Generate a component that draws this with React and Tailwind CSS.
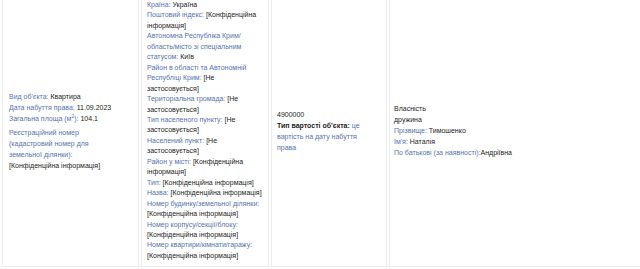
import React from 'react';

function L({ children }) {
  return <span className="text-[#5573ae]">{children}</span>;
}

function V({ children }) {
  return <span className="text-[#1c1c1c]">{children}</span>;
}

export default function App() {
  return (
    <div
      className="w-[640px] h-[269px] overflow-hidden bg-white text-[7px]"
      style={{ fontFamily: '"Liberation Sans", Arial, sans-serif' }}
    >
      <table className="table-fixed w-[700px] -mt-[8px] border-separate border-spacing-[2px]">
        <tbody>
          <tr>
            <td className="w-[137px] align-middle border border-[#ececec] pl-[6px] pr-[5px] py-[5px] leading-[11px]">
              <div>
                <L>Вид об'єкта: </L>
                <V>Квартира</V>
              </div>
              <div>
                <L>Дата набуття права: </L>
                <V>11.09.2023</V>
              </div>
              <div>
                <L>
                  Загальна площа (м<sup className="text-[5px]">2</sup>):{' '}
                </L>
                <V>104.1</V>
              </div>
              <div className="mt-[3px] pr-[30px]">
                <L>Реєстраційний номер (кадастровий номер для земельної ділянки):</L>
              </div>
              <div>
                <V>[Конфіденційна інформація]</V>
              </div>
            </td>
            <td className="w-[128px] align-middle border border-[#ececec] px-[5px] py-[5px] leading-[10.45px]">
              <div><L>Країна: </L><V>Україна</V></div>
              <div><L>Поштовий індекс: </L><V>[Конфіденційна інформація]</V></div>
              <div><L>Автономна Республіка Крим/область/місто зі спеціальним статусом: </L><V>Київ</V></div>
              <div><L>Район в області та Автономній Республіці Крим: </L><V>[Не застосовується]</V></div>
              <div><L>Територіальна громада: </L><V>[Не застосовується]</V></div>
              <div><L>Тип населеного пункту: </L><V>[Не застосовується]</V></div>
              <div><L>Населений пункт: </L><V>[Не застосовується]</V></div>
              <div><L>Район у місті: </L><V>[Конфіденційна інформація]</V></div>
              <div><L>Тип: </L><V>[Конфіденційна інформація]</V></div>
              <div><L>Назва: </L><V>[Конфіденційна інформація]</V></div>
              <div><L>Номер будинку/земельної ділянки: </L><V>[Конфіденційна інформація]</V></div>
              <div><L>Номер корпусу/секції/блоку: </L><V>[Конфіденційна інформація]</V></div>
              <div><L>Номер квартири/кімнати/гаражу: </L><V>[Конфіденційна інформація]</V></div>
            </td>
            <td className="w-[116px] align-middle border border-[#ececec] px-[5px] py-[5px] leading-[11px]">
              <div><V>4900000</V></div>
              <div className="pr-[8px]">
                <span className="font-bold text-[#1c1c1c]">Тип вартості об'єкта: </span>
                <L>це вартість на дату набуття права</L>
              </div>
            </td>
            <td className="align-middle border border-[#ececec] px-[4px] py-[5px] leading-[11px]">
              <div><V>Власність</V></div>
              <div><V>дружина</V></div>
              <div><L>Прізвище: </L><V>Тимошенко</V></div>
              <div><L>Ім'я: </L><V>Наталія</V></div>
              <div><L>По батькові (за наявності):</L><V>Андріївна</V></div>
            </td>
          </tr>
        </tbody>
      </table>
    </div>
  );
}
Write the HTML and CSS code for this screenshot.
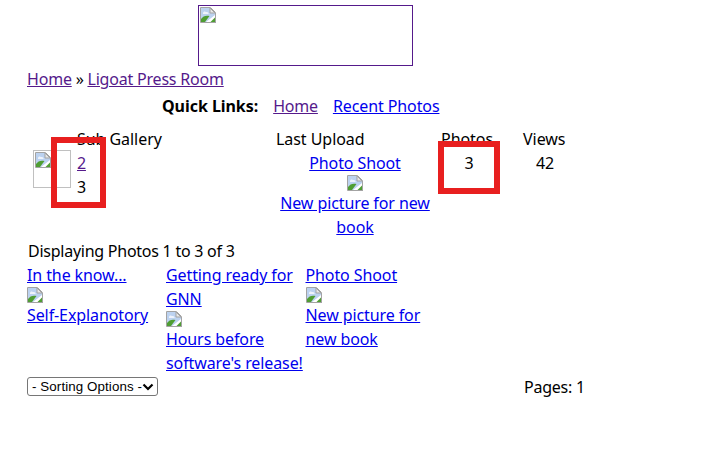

...

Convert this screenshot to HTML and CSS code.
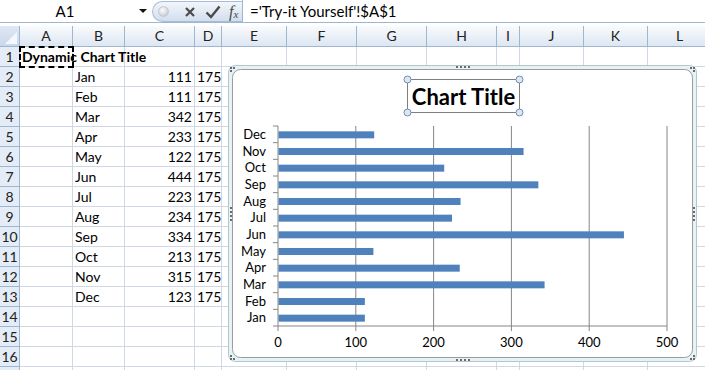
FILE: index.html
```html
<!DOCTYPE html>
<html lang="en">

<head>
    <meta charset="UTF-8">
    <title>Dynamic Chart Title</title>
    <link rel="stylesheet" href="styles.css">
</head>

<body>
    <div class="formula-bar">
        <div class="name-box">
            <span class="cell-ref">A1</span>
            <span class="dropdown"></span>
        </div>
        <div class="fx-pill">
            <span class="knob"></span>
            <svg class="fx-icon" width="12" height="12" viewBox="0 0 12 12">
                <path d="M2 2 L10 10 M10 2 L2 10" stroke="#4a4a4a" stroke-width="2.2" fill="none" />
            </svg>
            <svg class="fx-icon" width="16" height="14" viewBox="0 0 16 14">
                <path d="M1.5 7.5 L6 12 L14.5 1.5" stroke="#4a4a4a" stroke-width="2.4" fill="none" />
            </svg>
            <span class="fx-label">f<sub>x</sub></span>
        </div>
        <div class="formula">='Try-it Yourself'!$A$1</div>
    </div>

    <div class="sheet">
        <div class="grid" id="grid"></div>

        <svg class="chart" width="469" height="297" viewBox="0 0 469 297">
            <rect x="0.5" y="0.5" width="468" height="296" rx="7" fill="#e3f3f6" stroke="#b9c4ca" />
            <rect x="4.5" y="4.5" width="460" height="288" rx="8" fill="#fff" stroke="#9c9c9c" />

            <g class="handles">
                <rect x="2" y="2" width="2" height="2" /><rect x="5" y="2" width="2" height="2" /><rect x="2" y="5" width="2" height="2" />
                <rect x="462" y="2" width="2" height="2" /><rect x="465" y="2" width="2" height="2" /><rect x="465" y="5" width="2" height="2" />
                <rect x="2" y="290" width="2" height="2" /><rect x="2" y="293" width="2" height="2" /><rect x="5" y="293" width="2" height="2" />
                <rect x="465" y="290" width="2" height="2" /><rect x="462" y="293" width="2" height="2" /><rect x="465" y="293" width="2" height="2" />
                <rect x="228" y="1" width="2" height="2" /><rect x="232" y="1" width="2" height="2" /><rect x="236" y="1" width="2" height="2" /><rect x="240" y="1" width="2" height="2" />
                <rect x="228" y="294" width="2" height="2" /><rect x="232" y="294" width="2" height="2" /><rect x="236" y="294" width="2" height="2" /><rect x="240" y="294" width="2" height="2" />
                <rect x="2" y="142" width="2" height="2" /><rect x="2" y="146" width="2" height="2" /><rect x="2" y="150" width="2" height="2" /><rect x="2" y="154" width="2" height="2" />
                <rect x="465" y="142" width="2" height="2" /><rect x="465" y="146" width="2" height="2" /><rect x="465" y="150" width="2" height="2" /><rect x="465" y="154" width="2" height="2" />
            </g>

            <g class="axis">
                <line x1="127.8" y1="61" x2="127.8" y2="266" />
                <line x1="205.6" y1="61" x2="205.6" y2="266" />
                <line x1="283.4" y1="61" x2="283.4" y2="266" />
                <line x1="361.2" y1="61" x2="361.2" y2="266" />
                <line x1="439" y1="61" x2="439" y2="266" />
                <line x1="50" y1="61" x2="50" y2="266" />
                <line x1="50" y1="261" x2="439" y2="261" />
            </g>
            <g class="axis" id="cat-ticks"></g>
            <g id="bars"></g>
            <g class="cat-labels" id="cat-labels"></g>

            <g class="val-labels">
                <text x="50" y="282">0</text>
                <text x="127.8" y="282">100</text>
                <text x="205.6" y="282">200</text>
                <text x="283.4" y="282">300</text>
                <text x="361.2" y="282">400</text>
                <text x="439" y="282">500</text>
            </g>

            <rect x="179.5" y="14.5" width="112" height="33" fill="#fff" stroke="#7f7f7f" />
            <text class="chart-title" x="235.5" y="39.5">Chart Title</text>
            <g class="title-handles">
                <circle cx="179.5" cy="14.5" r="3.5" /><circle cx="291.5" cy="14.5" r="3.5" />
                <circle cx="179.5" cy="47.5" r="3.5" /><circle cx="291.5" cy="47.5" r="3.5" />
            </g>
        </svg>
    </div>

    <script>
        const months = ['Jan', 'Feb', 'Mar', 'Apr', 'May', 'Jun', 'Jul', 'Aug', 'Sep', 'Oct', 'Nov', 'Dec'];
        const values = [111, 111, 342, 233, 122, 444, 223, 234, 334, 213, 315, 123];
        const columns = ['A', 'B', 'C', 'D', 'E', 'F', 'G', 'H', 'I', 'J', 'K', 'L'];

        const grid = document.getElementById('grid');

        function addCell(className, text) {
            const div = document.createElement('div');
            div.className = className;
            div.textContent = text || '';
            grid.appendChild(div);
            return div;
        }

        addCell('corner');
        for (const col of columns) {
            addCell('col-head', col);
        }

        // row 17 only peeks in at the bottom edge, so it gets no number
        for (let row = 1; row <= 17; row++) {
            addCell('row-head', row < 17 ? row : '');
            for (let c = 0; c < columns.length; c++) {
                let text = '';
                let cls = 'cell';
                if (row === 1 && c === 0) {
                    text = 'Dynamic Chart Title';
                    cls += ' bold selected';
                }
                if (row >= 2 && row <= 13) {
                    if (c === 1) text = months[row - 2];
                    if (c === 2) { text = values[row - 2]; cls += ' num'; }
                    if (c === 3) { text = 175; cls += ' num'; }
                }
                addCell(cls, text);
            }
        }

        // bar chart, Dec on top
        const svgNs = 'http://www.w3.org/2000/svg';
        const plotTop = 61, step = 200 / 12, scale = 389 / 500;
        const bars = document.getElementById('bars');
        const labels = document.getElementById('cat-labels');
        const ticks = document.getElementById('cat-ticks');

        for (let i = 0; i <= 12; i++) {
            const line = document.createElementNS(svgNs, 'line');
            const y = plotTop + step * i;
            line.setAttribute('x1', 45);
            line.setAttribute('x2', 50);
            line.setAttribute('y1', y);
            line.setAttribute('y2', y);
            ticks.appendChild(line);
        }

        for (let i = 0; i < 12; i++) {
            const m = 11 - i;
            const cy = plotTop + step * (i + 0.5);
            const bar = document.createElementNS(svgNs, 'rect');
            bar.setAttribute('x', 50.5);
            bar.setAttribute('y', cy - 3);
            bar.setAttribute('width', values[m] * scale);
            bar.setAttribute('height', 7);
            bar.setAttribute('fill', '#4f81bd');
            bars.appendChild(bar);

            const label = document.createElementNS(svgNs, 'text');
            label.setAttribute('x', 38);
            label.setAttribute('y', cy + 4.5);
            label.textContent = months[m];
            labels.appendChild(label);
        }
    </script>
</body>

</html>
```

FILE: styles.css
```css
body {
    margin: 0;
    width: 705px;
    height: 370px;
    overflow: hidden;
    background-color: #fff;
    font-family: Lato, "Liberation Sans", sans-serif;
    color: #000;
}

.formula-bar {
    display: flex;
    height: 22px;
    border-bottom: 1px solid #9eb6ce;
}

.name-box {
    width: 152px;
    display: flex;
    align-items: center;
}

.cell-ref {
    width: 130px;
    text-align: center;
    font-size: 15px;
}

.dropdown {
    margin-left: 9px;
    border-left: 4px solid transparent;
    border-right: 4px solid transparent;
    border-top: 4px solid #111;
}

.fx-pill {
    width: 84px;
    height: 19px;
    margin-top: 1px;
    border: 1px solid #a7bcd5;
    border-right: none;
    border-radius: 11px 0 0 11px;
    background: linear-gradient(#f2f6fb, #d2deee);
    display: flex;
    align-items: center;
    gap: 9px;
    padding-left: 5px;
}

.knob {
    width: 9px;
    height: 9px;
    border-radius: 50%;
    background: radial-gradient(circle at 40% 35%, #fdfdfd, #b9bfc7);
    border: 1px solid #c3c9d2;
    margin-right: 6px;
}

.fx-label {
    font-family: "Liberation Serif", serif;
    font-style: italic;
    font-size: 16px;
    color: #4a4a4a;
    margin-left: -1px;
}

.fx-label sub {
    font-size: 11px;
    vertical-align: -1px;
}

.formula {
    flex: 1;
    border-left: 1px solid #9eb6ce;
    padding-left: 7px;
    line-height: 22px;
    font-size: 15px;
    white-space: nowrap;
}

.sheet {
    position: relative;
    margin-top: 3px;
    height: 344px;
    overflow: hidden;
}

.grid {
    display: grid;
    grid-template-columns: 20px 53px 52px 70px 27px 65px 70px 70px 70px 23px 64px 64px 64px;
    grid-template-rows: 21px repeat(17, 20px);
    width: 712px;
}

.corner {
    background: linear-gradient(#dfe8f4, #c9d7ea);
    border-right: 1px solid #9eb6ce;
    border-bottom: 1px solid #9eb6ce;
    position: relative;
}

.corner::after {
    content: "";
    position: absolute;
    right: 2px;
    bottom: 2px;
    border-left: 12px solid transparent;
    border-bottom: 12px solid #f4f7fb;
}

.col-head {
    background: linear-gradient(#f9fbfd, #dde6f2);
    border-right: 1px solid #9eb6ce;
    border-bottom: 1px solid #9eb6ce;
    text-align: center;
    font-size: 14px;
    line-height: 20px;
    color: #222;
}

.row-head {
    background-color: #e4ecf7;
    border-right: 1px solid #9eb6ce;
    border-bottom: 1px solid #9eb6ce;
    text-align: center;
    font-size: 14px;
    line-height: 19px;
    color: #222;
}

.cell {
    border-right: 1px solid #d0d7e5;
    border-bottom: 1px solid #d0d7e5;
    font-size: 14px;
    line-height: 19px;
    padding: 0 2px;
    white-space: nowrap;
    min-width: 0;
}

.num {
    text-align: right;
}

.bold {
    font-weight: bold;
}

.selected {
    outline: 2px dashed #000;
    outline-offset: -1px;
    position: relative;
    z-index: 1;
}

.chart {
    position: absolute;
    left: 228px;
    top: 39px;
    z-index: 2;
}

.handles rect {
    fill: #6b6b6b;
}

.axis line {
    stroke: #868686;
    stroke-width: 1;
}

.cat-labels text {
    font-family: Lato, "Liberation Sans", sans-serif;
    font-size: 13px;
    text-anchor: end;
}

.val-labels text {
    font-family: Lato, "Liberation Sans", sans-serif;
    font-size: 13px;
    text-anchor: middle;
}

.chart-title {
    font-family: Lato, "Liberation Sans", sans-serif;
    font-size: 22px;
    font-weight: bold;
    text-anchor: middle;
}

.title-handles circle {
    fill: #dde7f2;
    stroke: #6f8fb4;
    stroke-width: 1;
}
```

**What to produce**
Find every line in the records above that holds the word "React", and copy each one.

**Task answer**
Generate a component that draws this with React and Tailwind CSS.
import React from 'react';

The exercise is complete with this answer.